Disability, racist profiling and the Portland police

Marchers turned out in mid-October to protest the racist murder of Patrick Kimmons by Portland police.

Portland, Ore. — Police shot and killed Samuel Rice, a 30-year-old man with a history of mental disabilities, here on Oct. 10.

That’s the third Portland police killing in just two months —  two Black men, Jason Washington and Patrick Kimmons, and a person known by the cops to have mental health problems.

In 2012, the Portland Police Bureau was investigated by the U.S. Department of Justice and found guilty of using excessive force against people suffering from mental health problems. The DOJ made key recommendations to the police to minimize their use of force.

At an Oct. 4 reportback conference on the PPB’s compliance with those recommendations, the DOJ found that improvements were made in the speed at which those events were “written up” and documented. But there were still many instances where police force could have been avoided or minimized.

Six days after the conference, Rice was fatally shot in the head by a police sharpshooter. Rice had been holding his female partner hostage in a local motel when he was killed. Witnesses said Rice had been talking “nonsense” to the police, who had taken Rice and his partner to mental health treatment facilities in the past.

There are now several studies showing that Black men and people with mental disabilities are shot and killed by police at disproportionately high rates nationwide.

Since the dawn of the Black Lives Matter movement in 2013 and the murder of Freddie Gray in 2015, several studies have tracked the number of police killings in the U.S. Similar results from the Washington Post (“Fatal Force”) and the Guardian (“The Counted”) show that Black men are between 9 and 16 times more likely to be killed by police than other people. In 2017, Black men, just 6 percent of the population, made up 22 percent of those shot and killed by police.

Nearly half of the police killings in the U.S. are of people with mental health or other kinds of disabilities, according to several reports, including those from the Ruderman Family Foundation and the Treatment Advocacy Center. They show that media coverage neglects to focus on disabilities and mental health considerations and that police use lethal force in cases where urgent care would be a better solution.

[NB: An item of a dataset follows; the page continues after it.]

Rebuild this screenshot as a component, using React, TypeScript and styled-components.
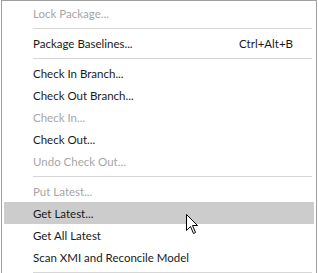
import React from "react";
import styled, { createGlobalStyle } from "styled-components";

type Item =
  | { kind: "sep" }
  | { kind: "item"; label: string; shortcut?: string; disabled?: boolean; hover?: boolean };

const items: Item[] = [
  { kind: "item", label: "Lock Package...", disabled: true },
  { kind: "sep" },
  { kind: "item", label: "Package Baselines...", shortcut: "Ctrl+Alt+B" },
  { kind: "sep" },
  { kind: "item", label: "Check In Branch..." },
  { kind: "item", label: "Check Out Branch..." },
  { kind: "item", label: "Check In...", disabled: true },
  { kind: "item", label: "Check Out..." },
  { kind: "item", label: "Undo Check Out...", disabled: true },
  { kind: "sep" },
  { kind: "item", label: "Put Latest...", disabled: true },
  { kind: "item", label: "Get Latest...", hover: true },
  { kind: "item", label: "Get All Latest" },
  { kind: "item", label: "Scan XMI and Reconcile Model" },
  { kind: "sep" },
];

export default function App() {
  return (
    <>
      <GlobalStyle />
      <Menu>
        {items.map((it, i) =>
          it.kind === "sep" ? (
            <Separator key={i} />
          ) : (
            <Row key={i} $disabled={it.disabled} $hover={it.hover}>
              <Label>{it.label}</Label>
              {it.shortcut && <Shortcut>{it.shortcut}</Shortcut>}
              {it.hover && (
                <Cursor width="13" height="21" viewBox="0 0 13 21">
                  <path
                    d="M0.5 0.5 L0.5 16.5 L4.5 12.5 L7.5 19.5 L9.5 18.5 L6.5 11.5 L11.5 11.5 Z"
                    fill="#fff"
                    stroke="#000"
                    strokeWidth="1"
                    strokeLinejoin="miter"
                  />
                </Cursor>
              )}
            </Row>
          )
        )}
      </Menu>
    </>
  );
}

const GlobalStyle = createGlobalStyle`
  html, body {
    margin: 0;
    padding: 0;
    background: #fff;
    width: 318px;
    height: 273px;
    overflow: hidden;
  }
`;

const Menu = styled.div`
  margin-left: 1px;
  width: 316px;
  box-sizing: border-box;
  border: 1px solid #a0a0a0;
  border-bottom: none;
  padding: 1px 1px 0;
  background: #fff;
  font-family: Lato, "Noto Sans", sans-serif;
  font-size: 11.5px;
`;

const Row = styled.div<{ $disabled?: boolean; $hover?: boolean }>`
  position: relative;
  display: flex;
  align-items: center;
  height: 22px;
  margin: 0 1px;
  padding: 0 21px 0 29px;
  color: ${(p) => (p.$disabled ? "#a6a6a6" : "#1a1a1a")};
  background: ${(p) => (p.$hover ? "#cccccc" : "transparent")};
`;

const Label = styled.span`
  flex: 1;
  white-space: nowrap;
`;

const Shortcut = styled.span`
  white-space: nowrap;
`;

const Separator = styled.div`
  height: 8px;
  display: flex;
  align-items: center;
  padding: 0 3px 0 30px;

  &::after {
    content: "";
    flex: 1;
    height: 1px;
    background: #d7d7d7;
  }
`;

const Cursor = styled.svg`
  position: absolute;
  left: 182px;
  top: 12px;
`;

The link between disability and racial and economic justice has been getting more attention since the consecutive police murders of three Black men, all of whom had a disability: LaQuan McDonald, Philip Coleman and Quintonio Legrier.

“Police Killings: The Price of Being Disabled and Black,” a June 2017 Guardian article, used information from the Ruderman study. However, the authors add that most current studies rely on anecdotal information and search reports from national newspapers. These cannot give the full story as police are resistant to tracking their use of force, and police killings in small, oppressed neighborhoods are underreported.

A recent audit by the city of Portland shows that “gang patrol” officers disproportionately target African-American people. However, the report notes it is not definitive because, like most police bureaus, the Portland Police are not keeping reliable data. The city’s recommendation to the PPB is an obvious one: Start collecting more data.

But better numbers will simply mean a more accurate tally of police killings. Only mass outcry and organizing against police brutality will stop the accumulation of the deadly data of injustice.